Thunderbird AIR AR Glasses Unboxing and Review

I came across this product while browsing videos and discovered that it stands out from other AR devices due to its portable large-screen functionality.

You can use it as a portable display, similar to the head-mounted theater device from a well-known company, but it’s lighter in weight and has a simpler connection method.

Originally, I intended to use it for gaming because whenever I turned on the TV at home, the kids would gather around to watch… but in practice, it didn’t work out well. I’ll explain the details later.

I bought it during the 618 shopping festival, and the total cost, including the HDMI and wireless screen mirroring kit, was over 3400. However, I never got around to testing it until recently when I remembered to unbox and try it out.

Main specifications:

  1. Weight: 69g for the glasses alone, 75g with the lenses attached.
  2. Sony OLED panel with a physical resolution of 1920×1080 per eye, utilizing the polarized BirdBath optical solution.
  3. USB-C with DP connection for direct power supply via a computer or smartphone USB-C port. The data cable is non-detachable and connected to the leg of the glasses.

Regarding wearing comfort:
Overall, the appearance is decent, and once you put them on, they closely resemble ordinary sunglasses.
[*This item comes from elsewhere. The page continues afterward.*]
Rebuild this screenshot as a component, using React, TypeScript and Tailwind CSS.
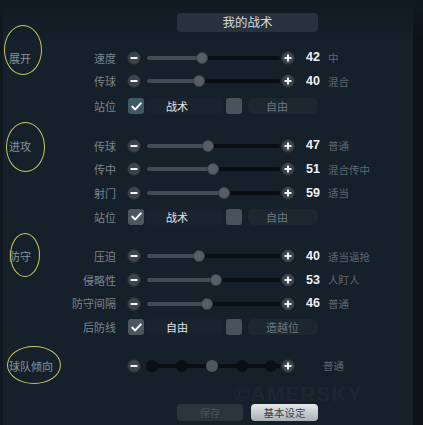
import React from "react";

const font = { fontFamily: '"Noto Sans CJK SC", "Noto Sans", sans-serif' };

function RoundBtn({ kind, className = "" }: { kind: "minus" | "plus"; className?: string }) {
  return (
    <div
      className={`flex h-[14px] w-[14px] shrink-0 items-center justify-center rounded-full border border-[#22282e] bg-[#3c434a] ${className}`}
    >
      <svg width="8" height="8" viewBox="0 0 8 8">
        <rect x="0.5" y="3" width="7" height="2" fill="#f2f4f5" />
        {kind === "plus" && <rect x="3" y="0.5" width="2" height="7" fill="#f2f4f5" />}
      </svg>
    </div>
  );
}

function SliderRow({ label, value, desc }: { label: string; value: number; desc: string }) {
  const pos = value * 1.3;
  return (
    <div className="flex h-[23.67px] items-center">
      <div className="w-[46px] whitespace-nowrap text-right text-[11px] text-[#7b848d]">{label}</div>
      <RoundBtn kind="minus" className="ml-[11px]" />
      <div className="relative ml-[6px] h-[4px] w-[133px] rounded-full bg-[#090e13]">
        <div className="h-full rounded-full bg-[#444c55]" style={{ width: pos }} />
        <div
          className="absolute top-1/2 h-[12px] w-[12px] -translate-x-1/2 -translate-y-1/2 rounded-full border border-[#3a4047] bg-[#575e66]"
          style={{ left: pos }}
        />
      </div>
      <RoundBtn kind="plus" className="ml-[1px]" />
      <div
        className="ml-[11px] w-[22px] text-[12.5px] font-bold text-[#eef0f2]"
        style={{ fontFamily: '"Liberation Sans", Arial, sans-serif' }}
      >
        {value}
      </div>
      <div className="whitespace-nowrap text-[10.5px] text-[#5f6870]">{desc}</div>
    </div>
  );
}

function Check({ checked, teal }: { checked: boolean; teal?: boolean }) {
  return (
    <div
      className={`flex h-[16px] w-[16px] shrink-0 items-center justify-center rounded-[3px] ${
        checked ? (teal ? "bg-[#3e5866]" : "bg-[#4a5660]") : "bg-[#4a525b]"
      }`}
    >
      {checked && (
        <svg width="11" height="9" viewBox="0 0 11 9">
          <path d="M1.2 4.6 L4.2 7.4 L9.8 1.4" fill="none" stroke="#f4f6f7" strokeWidth="2" strokeLinecap="round" strokeLinejoin="round" />
        </svg>
      )}
    </div>
  );
}

function ChoiceRow({
  label,
  a,
  b,
  teal,
}: {
  label: string;
  a: string;
  b: string;
  teal?: boolean;
}) {
  return (
    <div className="flex h-[23.67px] items-center">
      <div className="w-[46px] whitespace-nowrap text-right text-[11px] text-[#7b848d]">{label}</div>
      <div className="ml-[12px]">
        <Check checked teal={teal} />
      </div>
      <div className="ml-[3px] flex h-[16px] w-[76px] items-center rounded-[4px] bg-white/[0.015] pl-[19px] text-[11px] text-[#e2e5e8]">
        {a}
      </div>
      <div className="ml-[3px]">
        <Check checked={false} />
      </div>
      <div className="ml-[6px] flex h-[16px] w-[70px] items-center rounded-[6px] bg-white/[0.03] pl-[18px] text-[11px] text-[#6f7880]">
        {b}
      </div>
    </div>
  );
}

function SectionLabel({
  text,
  ellipse,
}: {
  text: string;
  ellipse: string;
}) {
  return (
    <div className="relative h-[23.67px] w-[70px] shrink-0">
      <div className="flex h-full items-center whitespace-nowrap pl-[9px] text-[11px] text-[#8c949b]">{text}</div>
      <div className={`pointer-events-none absolute rounded-[50%] border-[1.5px] border-[#c9c95c] ${ellipse}`} />
    </div>
  );
}

function TendencyRow() {
  const dots = [5, 35, 65, 95, 124];
  return (
    <div className="flex h-[23.67px] items-center">
      <div className="w-[46px]" />
      <RoundBtn kind="minus" className="ml-[11px]" />
      <div className="relative ml-[6px] h-[4px] w-[133px] bg-[#0a0f14]">
        {dots.map((d, i) => (
          <div
            key={d}
            className={`absolute top-1/2 h-[12px] w-[12px] -translate-x-1/2 -translate-y-1/2 rounded-full ${
              i === 2 ? "bg-[#4d555e]" : "bg-[#0a0f14]"
            }`}
            style={{ left: d }}
          />
        ))}
      </div>
      <RoundBtn kind="plus" className="ml-[1px]" />
      <div className="ml-[28px] whitespace-nowrap text-[10.5px] text-[#5f6870]">普通</div>
    </div>
  );
}

export default function App() {
  return (
    <div className="relative h-[425px] w-[423px] overflow-hidden bg-[#16202a]" style={font}>
      <div className="absolute inset-y-0 right-0 w-[10px] bg-[#0c1218]" />
      <div className="absolute inset-y-0 left-0 w-[3px] bg-[#10171e]" />
      <div className="absolute inset-x-0 top-0 h-[40px] bg-gradient-to-b from-[#111a22] to-transparent" />

      <div
        className="pointer-events-none absolute left-[234px] top-[383px] whitespace-nowrap text-[21px] font-bold leading-none tracking-[1px] text-white/[0.045]"
        style={{ fontFamily: '"Liberation Sans", Arial, sans-serif' }}
      >
        ©AMERSKY
      </div>

      <div className="relative flex flex-col pt-[13px]">
        <div className="ml-[177px] flex h-[19px] w-[141px] items-center justify-center rounded-[4px] bg-[#28323c] text-[12.5px] text-[#d6dadf]">
          我的战术
        </div>

        {/* 展开 */}
        <div className="mt-[14px] flex">
          <SectionLabel text="展开" ellipse="left-[4px] top-[-21px] h-[50px] w-[38px]" />
          <div className="flex flex-col">
            <SliderRow label="速度" value={42} desc="中" />
            <SliderRow label="传球" value={40} desc="混合" />
            <div className="mt-[1px]">
              <ChoiceRow label="站位" a="战术" b="自由" teal />
            </div>
          </div>
        </div>

        {/* 进攻 */}
        <div className="mt-[16px] flex">
          <SectionLabel text="进攻" ellipse="left-[6px] top-[-12px] h-[50px] w-[39px]" />
          <div className="flex flex-col">
            <SliderRow label="传球" value={47} desc="普通" />
            <SliderRow label="传中" value={51} desc="混合传中" />
            <SliderRow label="射门" value={59} desc="适当" />
            <ChoiceRow label="站位" a="战术" b="自由" />
          </div>
        </div>

        {/* 防守 */}
        <div className="mt-[16px] flex">
          <SectionLabel text="防守" ellipse="left-[10px] top-[-12px] h-[44px] w-[30px]" />
          <div className="flex flex-col">
            <SliderRow label="压迫" value={40} desc="适当逼抢" />
            <SliderRow label="侵略性" value={53} desc="人盯人" />
            <SliderRow label="防守间隔" value={46} desc="普通" />
            <ChoiceRow label="后防线" a="自由" b="造越位" />
          </div>
        </div>

        {/* 球队倾向 */}
        <div className="mt-[15px] flex">
          <SectionLabel text="球队倾向" ellipse="left-[7px] top-[-8px] h-[38px] w-[54px]" />
          <TendencyRow />
        </div>

        <div className="ml-[177px] mt-[26px] flex w-[141px] gap-[8px]">
          <div className="flex h-[17px] w-[66px] items-center justify-center rounded-[4px] bg-[#2b343d] text-[10.5px] text-[#4a535b]">
            保存
          </div>
          <div className="flex h-[17px] w-[67px] items-center justify-center rounded-[4px] bg-gradient-to-b from-[#e6e9eb] to-[#aab0b5] text-[10.5px] text-[#3a3f44]">
            基本设定
          </div>
        </div>
      </div>
    </div>
  );
}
If not for the dangling cable, you wouldn’t be able to tell the difference from regular sunglasses from a distance of 2 meters.

The weight is manageable, and wearing them for an hour is not too tiring. However, the forehead area can get hot, reaching a temperature of around 41 degrees Celsius. When you take them off, you might notice a slight sweat on your forehead, but it’s much better than the discomfort of VR headsets.

The glasses’ legs are similar to regular eyeglasses, and you can lie on your side while wearing them. However, adjusting the position of the glasses is quite challenging. It’s better to sit or lie down to watch.

Regarding connectivity:
A single USB-C cable can connect to devices with DP output. For example, Android smartphones, tablets, and laptops.

Apple iPhones are not compatible and require a wireless screen mirroring adapter. Mac computers work fine, and devices like iPad Pro and iPad Mini with USB-C ports also work, although there is currently a bug preventing volume adjustment on iPads.

For game consoles or devices with HDMI output, you need an adapter to convert HDMI to USB-C output. Since HDMI cannot provide power, the adapter needs to be connected to a PD power source. Of course, a power bank can also be used.

About the visual experience:
Each eye has a resolution of 1920×1080, and the contrast of the OLED panel is decent, with a color gamut exceeding 100% sRGB.

The official claim is that the screen size is equivalent to a 140-inch display at a distance of 4 meters. However, the actual experience depends on the contrast between the screen and the surrounding environment. For example, if you look at a distant wall, it feels like a 140-inch screen. But if you focus on a nearby object, it feels more like a 32-inch TV.

The colors are vibrant, and the picture looks comfortable in bright scenes. However, dark areas are disappointing, with unnatural transitions between pure black and gray. Watching movies with dark details can result in severe pixelation. Overall, the color balance tends to be warmer.

The clarity is reasonably high, without any noticeable screen-door effect. There is some slight chromatic aberration and blurriness at the edges of the screen, but it’s much better than the experience with devices like the Quest 2. However, when viewing text in a point-to-point manner, it can still be tiring. Increasing the Windows desktop zoom to 150% provides a more suitable experience.

Playing games can be uncomfortable because the screen moves along with your head. Wherever you turn your head, the screen remains fixed in that position, unlike VR where the screen is fixed in space. This makes it tiring to view the edges of the screen during gaming. For example, if the UI is in the corners, when you normally watch TV, you can easily see it by slightly turning your head. But with this device, when you move your head, the entire screen moves, and your visual center is always at the center of the screen. To see the UI or subtitles in the corners, you have to move your eyes! It’s exhausting… However, for watching movies or binge-watching, it’s tolerable. Generally, watching for up to 1 hour doesn’t cause much fatigue. The sound comes from the glasses’ legs, and the quality is average. It has a reasonably loud external speaker, but in public settings, it’s better to use Bluetooth headphones.

About the lenses:
If you require prescription lenses, you can contact the manufacturer for customized lenses that are installed on the inside of the glasses. They are lightweight but appear to come at an additional cost.

That’s about it… For me, it’s not particularly practical, but it’s suitable for those who love watching movies or frequently travel.